## [Goal of the exercise]
Every line below is to be copied exactly, with the pictures left out.

## [Supplied information]
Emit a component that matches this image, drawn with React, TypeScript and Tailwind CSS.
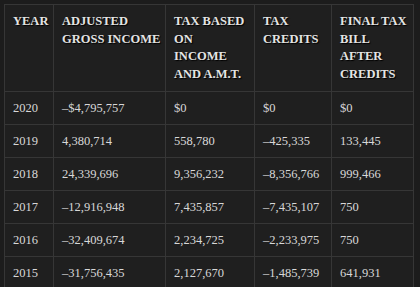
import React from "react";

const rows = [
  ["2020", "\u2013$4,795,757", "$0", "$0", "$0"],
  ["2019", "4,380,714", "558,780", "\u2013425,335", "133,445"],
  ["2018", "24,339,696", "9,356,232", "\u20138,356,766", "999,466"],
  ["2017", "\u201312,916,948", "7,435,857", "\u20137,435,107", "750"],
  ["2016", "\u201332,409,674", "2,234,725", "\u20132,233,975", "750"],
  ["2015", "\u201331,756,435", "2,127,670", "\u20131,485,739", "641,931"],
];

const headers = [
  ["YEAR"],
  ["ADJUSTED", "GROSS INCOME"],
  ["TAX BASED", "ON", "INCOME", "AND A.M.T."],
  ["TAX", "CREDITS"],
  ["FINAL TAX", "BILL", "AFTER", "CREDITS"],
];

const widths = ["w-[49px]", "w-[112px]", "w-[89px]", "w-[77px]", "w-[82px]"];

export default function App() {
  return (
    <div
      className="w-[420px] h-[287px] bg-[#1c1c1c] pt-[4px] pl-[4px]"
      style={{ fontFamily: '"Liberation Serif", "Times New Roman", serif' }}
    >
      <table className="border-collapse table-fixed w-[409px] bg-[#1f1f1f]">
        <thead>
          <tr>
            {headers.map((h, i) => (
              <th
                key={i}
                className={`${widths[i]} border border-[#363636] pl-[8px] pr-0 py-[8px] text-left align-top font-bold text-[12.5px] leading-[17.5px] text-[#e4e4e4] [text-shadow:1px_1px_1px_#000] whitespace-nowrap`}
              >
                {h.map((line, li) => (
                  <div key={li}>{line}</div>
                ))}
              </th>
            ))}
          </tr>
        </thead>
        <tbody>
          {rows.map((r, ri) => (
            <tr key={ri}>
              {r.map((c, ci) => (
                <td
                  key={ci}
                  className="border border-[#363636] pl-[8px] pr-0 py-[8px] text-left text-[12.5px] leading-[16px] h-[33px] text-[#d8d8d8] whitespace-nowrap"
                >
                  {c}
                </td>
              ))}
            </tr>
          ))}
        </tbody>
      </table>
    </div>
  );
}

## [Answer for this exercise]
Emit a component that matches this image, drawn with React, TypeScript and Tailwind CSS.
import React from "react";

const rows = [
  ["2020", "\u2013$4,795,757", "$0", "$0", "$0"],
  ["2019", "4,380,714", "558,780", "\u2013425,335", "133,445"],
  ["2018", "24,339,696", "9,356,232", "\u20138,356,766", "999,466"],
  ["2017", "\u201312,916,948", "7,435,857", "\u20137,435,107", "750"],
  ["2016", "\u201332,409,674", "2,234,725", "\u20132,233,975", "750"],
  ["2015", "\u201331,756,435", "2,127,670", "\u20131,485,739", "641,931"],
];

const headers = [
  ["YEAR"],
  ["ADJUSTED", "GROSS INCOME"],
  ["TAX BASED", "ON", "INCOME", "AND A.M.T."],
  ["TAX", "CREDITS"],
  ["FINAL TAX", "BILL", "AFTER", "CREDITS"],
];

const widths = ["w-[49px]", "w-[112px]", "w-[89px]", "w-[77px]", "w-[82px]"];

export default function App() {
  return (
    <div
      className="w-[420px] h-[287px] bg-[#1c1c1c] pt-[4px] pl-[4px]"
      style={{ fontFamily: '"Liberation Serif", "Times New Roman", serif' }}
    >
      <table className="border-collapse table-fixed w-[409px] bg-[#1f1f1f]">
        <thead>
          <tr>
            {headers.map((h, i) => (
              <th
                key={i}
                className={`${widths[i]} border border-[#363636] pl-[8px] pr-0 py-[8px] text-left align-top font-bold text-[12.5px] leading-[17.5px] text-[#e4e4e4] [text-shadow:1px_1px_1px_#000] whitespace-nowrap`}
              >
                {h.map((line, li) => (
                  <div key={li}>{line}</div>
                ))}
              </th>
            ))}
          </tr>
        </thead>
        <tbody>
          {rows.map((r, ri) => (
            <tr key={ri}>
              {r.map((c, ci) => (
                <td
                  key={ci}
                  className="border border-[#363636] pl-[8px] pr-0 py-[8px] text-left text-[12.5px] leading-[16px] h-[33px] text-[#d8d8d8] whitespace-nowrap"
                >
                  {c}
                </td>
              ))}
            </tr>
          ))}
        </tbody>
      </table>
    </div>
  );
}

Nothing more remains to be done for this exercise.